» EXERCISE DESCRIPTION
Restate each of the lines below word for word and drop every picture.

======== GIVEN DATA

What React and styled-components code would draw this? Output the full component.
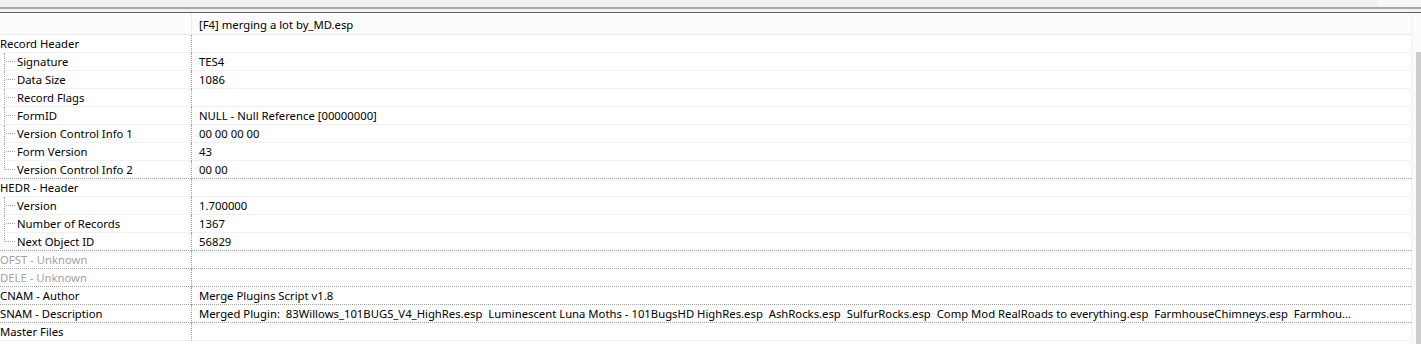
import React from 'react'
import styled, { createGlobalStyle } from 'styled-components'

const GlobalStyle = createGlobalStyle`
  html, body {
    margin: 0;
    padding: 0;
    background: #ffffff;
  }
  body {
    font-family: 'Segoe UI', 'Noto Sans', 'Open Sans', sans-serif;
    font-size: 11.3px;
    color: #000000;
    overflow: hidden;
  }
`

const rows = [
  { label: 'Record Header', value: '', level: 0 },
  { label: 'Signature', value: 'TES4', level: 1 },
  { label: 'Data Size', value: '1086', level: 1 },
  { label: 'Record Flags', value: '', level: 1 },
  { label: 'FormID', value: 'NULL - Null Reference [00000000]', level: 1 },
  { label: 'Version Control Info 1', value: '00 00 00 00', level: 1 },
  { label: 'Form Version', value: '43', level: 1 },
  { label: 'Version Control Info 2', value: '00 00', level: 1, last: true, dotted: true },
  { label: 'HEDR - Header', value: '', level: 0 },
  { label: 'Version', value: '1.700000', level: 1 },
  { label: 'Number of Records', value: '1367', level: 1 },
  { label: 'Next Object ID', value: '56829', level: 1, last: true, dotted: true },
  { label: 'OFST - Unknown', value: '', level: 0, disabled: true, dotted: true },
  { label: 'DELE - Unknown', value: '', level: 0, disabled: true, dotted: true },
  { label: 'CNAM - Author', value: 'Merge Plugins Script v1.8', level: 0, dotted: true },
  {
    label: 'SNAM - Description',
    value:
      'Merged Plugin:  83Willows_101BUGS_V4_HighRes.esp  Luminescent Luna Moths - 101BugsHD HighRes.esp  AshRocks.esp  SulfurRocks.esp  Comp Mod RealRoads to everything.esp  FarmhouseChimneys.esp  Farmhou...',
    level: 0,
    dotted: true,
  },
  { label: 'Master Files', value: '', level: 0 },
]

function App() {
  return (
    <>
      <GlobalStyle />
      <Window>
        <TopStrip>
          <StripFill />
          <StripEnd />
        </TopStrip>
        <Splitter />
        <Body>
          <Tree>
            <HeaderRow>
              <HeaderCell />
              <HeaderCell $value>[F4] merging a lot by_MD.esp</HeaderCell>
            </HeaderRow>
            {rows.map((r) => (
              <Row key={r.label} $dotted={r.dotted}>
                <LabelCell $disabled={r.disabled}>
                  {r.level > 0 && <Guide $last={r.last} />}
                  <LabelText $child={r.level > 0}>{r.label}</LabelText>
                </LabelCell>
                <ValueCell>{r.value}</ValueCell>
              </Row>
            ))}
          </Tree>
          <ScrollBar>
            <ScrollHead />
            <Thumb />
          </ScrollBar>
        </Body>
      </Window>
    </>
  )
}

const Window = styled.div`
  width: 1421px;
  height: 344px;
  display: flex;
  flex-direction: column;
  overflow: hidden;
  background: #ffffff;
`

const TopStrip = styled.div`
  height: 7px;
  display: flex;
`

const StripFill = styled.div`
  flex: 1;
  background: #f0f0f0;
`

const StripEnd = styled.div`
  width: 44px;
  background: #f6f6f6;
`

const Splitter = styled.div`
  height: 3px;
  border-top: 2px solid #a7a7a7;
  border-bottom: 1px solid #5f5f5f;
  background: #f3f3f3;
`

const Body = styled.div`
  flex: 1;
  display: flex;
  min-height: 0;
`

const Tree = styled.div`
  flex: 1;
  display: flex;
  flex-direction: column;
  min-width: 0;
`

const HeaderRow = styled.div`
  display: grid;
  grid-template-columns: 191px 1fr;
  height: 21px;
  background: #fcfcfc;
  border-bottom: 1px solid #e8e8e8;
`

const HeaderCell = styled.div`
  line-height: 21px;
  padding-top: 1px;
  padding-left: ${(p) => (p.$value ? '7px' : '0')};
  border-left: ${(p) => (p.$value ? '1px solid #ececec' : 'none')};
  white-space: nowrap;
`

const Row = styled.div`
  display: grid;
  grid-template-columns: 191px 1fr;
  height: 18px;
  box-sizing: border-box;
  border-bottom: 1px ${(p) => (p.$dotted ? 'dotted #a0a0a0' : 'solid #f2f2f2')};
`

const LabelCell = styled.div`
  position: relative;
  display: flex;
  align-items: center;
  color: ${(p) => (p.$disabled ? '#a3a3a3' : '#000000')};
  white-space: nowrap;
  overflow: hidden;
`

const Guide = styled.span`
  position: absolute;
  left: 4px;
  top: 0;
  height: ${(p) => (p.$last ? '9px' : '18px')};
  width: 10px;
  border-left: 1px dotted #a0a0a0;
  &::after {
    content: '';
    position: absolute;
    left: 1px;
    top: 8px;
    width: 9px;
    border-top: 1px dotted #a0a0a0;
  }
`

const LabelText = styled.span`
  padding-left: ${(p) => (p.$child ? '17px' : '0')};
  line-height: 17px;
`

const ValueCell = styled.div`
  border-left: 1px dotted #a0a0a0;
  margin-bottom: -1px;
  padding-left: 7px;
  line-height: 17px;
  white-space: pre;
  overflow: hidden;
`

const ScrollBar = styled.div`
  width: 9px;
  display: flex;
  flex-direction: column;
  border-left: 1px solid #f0f0f0;
  background: #fbfbfb;
`

const ScrollHead = styled.div`
  height: 39px;
  flex-shrink: 0;
`

const Thumb = styled.div`
  flex: 1;
  margin-left: 4px;
  background: #cdcdcd;
`

export default App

================

» EXPECTED ANSWER
What React and styled-components code would draw this? Output the full component.
import React from 'react'
import styled, { createGlobalStyle } from 'styled-components'

const GlobalStyle = createGlobalStyle`
  html, body {
    margin: 0;
    padding: 0;
    background: #ffffff;
  }
  body {
    font-family: 'Segoe UI', 'Noto Sans', 'Open Sans', sans-serif;
    font-size: 11.3px;
    color: #000000;
    overflow: hidden;
  }
`

const rows = [
  { label: 'Record Header', value: '', level: 0 },
  { label: 'Signature', value: 'TES4', level: 1 },
  { label: 'Data Size', value: '1086', level: 1 },
  { label: 'Record Flags', value: '', level: 1 },
  { label: 'FormID', value: 'NULL - Null Reference [00000000]', level: 1 },
  { label: 'Version Control Info 1', value: '00 00 00 00', level: 1 },
  { label: 'Form Version', value: '43', level: 1 },
  { label: 'Version Control Info 2', value: '00 00', level: 1, last: true, dotted: true },
  { label: 'HEDR - Header', value: '', level: 0 },
  { label: 'Version', value: '1.700000', level: 1 },
  { label: 'Number of Records', value: '1367', level: 1 },
  { label: 'Next Object ID', value: '56829', level: 1, last: true, dotted: true },
  { label: 'OFST - Unknown', value: '', level: 0, disabled: true, dotted: true },
  { label: 'DELE - Unknown', value: '', level: 0, disabled: true, dotted: true },
  { label: 'CNAM - Author', value: 'Merge Plugins Script v1.8', level: 0, dotted: true },
  {
    label: 'SNAM - Description',
    value:
      'Merged Plugin:  83Willows_101BUGS_V4_HighRes.esp  Luminescent Luna Moths - 101BugsHD HighRes.esp  AshRocks.esp  SulfurRocks.esp  Comp Mod RealRoads to everything.esp  FarmhouseChimneys.esp  Farmhou...',
    level: 0,
    dotted: true,
  },
  { label: 'Master Files', value: '', level: 0 },
]

function App() {
  return (
    <>
      <GlobalStyle />
      <Window>
        <TopStrip>
          <StripFill />
          <StripEnd />
        </TopStrip>
        <Splitter />
        <Body>
          <Tree>
            <HeaderRow>
              <HeaderCell />
              <HeaderCell $value>[F4] merging a lot by_MD.esp</HeaderCell>
            </HeaderRow>
            {rows.map((r) => (
              <Row key={r.label} $dotted={r.dotted}>
                <LabelCell $disabled={r.disabled}>
                  {r.level > 0 && <Guide $last={r.last} />}
                  <LabelText $child={r.level > 0}>{r.label}</LabelText>
                </LabelCell>
                <ValueCell>{r.value}</ValueCell>
              </Row>
            ))}
          </Tree>
          <ScrollBar>
            <ScrollHead />
            <Thumb />
          </ScrollBar>
        </Body>
      </Window>
    </>
  )
}

const Window = styled.div`
  width: 1421px;
  height: 344px;
  display: flex;
  flex-direction: column;
  overflow: hidden;
  background: #ffffff;
`

const TopStrip = styled.div`
  height: 7px;
  display: flex;
`

const StripFill = styled.div`
  flex: 1;
  background: #f0f0f0;
`

const StripEnd = styled.div`
  width: 44px;
  background: #f6f6f6;
`

const Splitter = styled.div`
  height: 3px;
  border-top: 2px solid #a7a7a7;
  border-bottom: 1px solid #5f5f5f;
  background: #f3f3f3;
`

const Body = styled.div`
  flex: 1;
  display: flex;
  min-height: 0;
`

const Tree = styled.div`
  flex: 1;
  display: flex;
  flex-direction: column;
  min-width: 0;
`

const HeaderRow = styled.div`
  display: grid;
  grid-template-columns: 191px 1fr;
  height: 21px;
  background: #fcfcfc;
  border-bottom: 1px solid #e8e8e8;
`

const HeaderCell = styled.div`
  line-height: 21px;
  padding-top: 1px;
  padding-left: ${(p) => (p.$value ? '7px' : '0')};
  border-left: ${(p) => (p.$value ? '1px solid #ececec' : 'none')};
  white-space: nowrap;
`

const Row = styled.div`
  display: grid;
  grid-template-columns: 191px 1fr;
  height: 18px;
  box-sizing: border-box;
  border-bottom: 1px ${(p) => (p.$dotted ? 'dotted #a0a0a0' : 'solid #f2f2f2')};
`

const LabelCell = styled.div`
  position: relative;
  display: flex;
  align-items: center;
  color: ${(p) => (p.$disabled ? '#a3a3a3' : '#000000')};
  white-space: nowrap;
  overflow: hidden;
`

const Guide = styled.span`
  position: absolute;
  left: 4px;
  top: 0;
  height: ${(p) => (p.$last ? '9px' : '18px')};
  width: 10px;
  border-left: 1px dotted #a0a0a0;
  &::after {
    content: '';
    position: absolute;
    left: 1px;
    top: 8px;
    width: 9px;
    border-top: 1px dotted #a0a0a0;
  }
`

const LabelText = styled.span`
  padding-left: ${(p) => (p.$child ? '17px' : '0')};
  line-height: 17px;
`

const ValueCell = styled.div`
  border-left: 1px dotted #a0a0a0;
  margin-bottom: -1px;
  padding-left: 7px;
  line-height: 17px;
  white-space: pre;
  overflow: hidden;
`

const ScrollBar = styled.div`
  width: 9px;
  display: flex;
  flex-direction: column;
  border-left: 1px solid #f0f0f0;
  background: #fbfbfb;
`

const ScrollHead = styled.div`
  height: 39px;
  flex-shrink: 0;
`

const Thumb = styled.div`
  flex: 1;
  margin-left: 4px;
  background: #cdcdcd;
`

export default App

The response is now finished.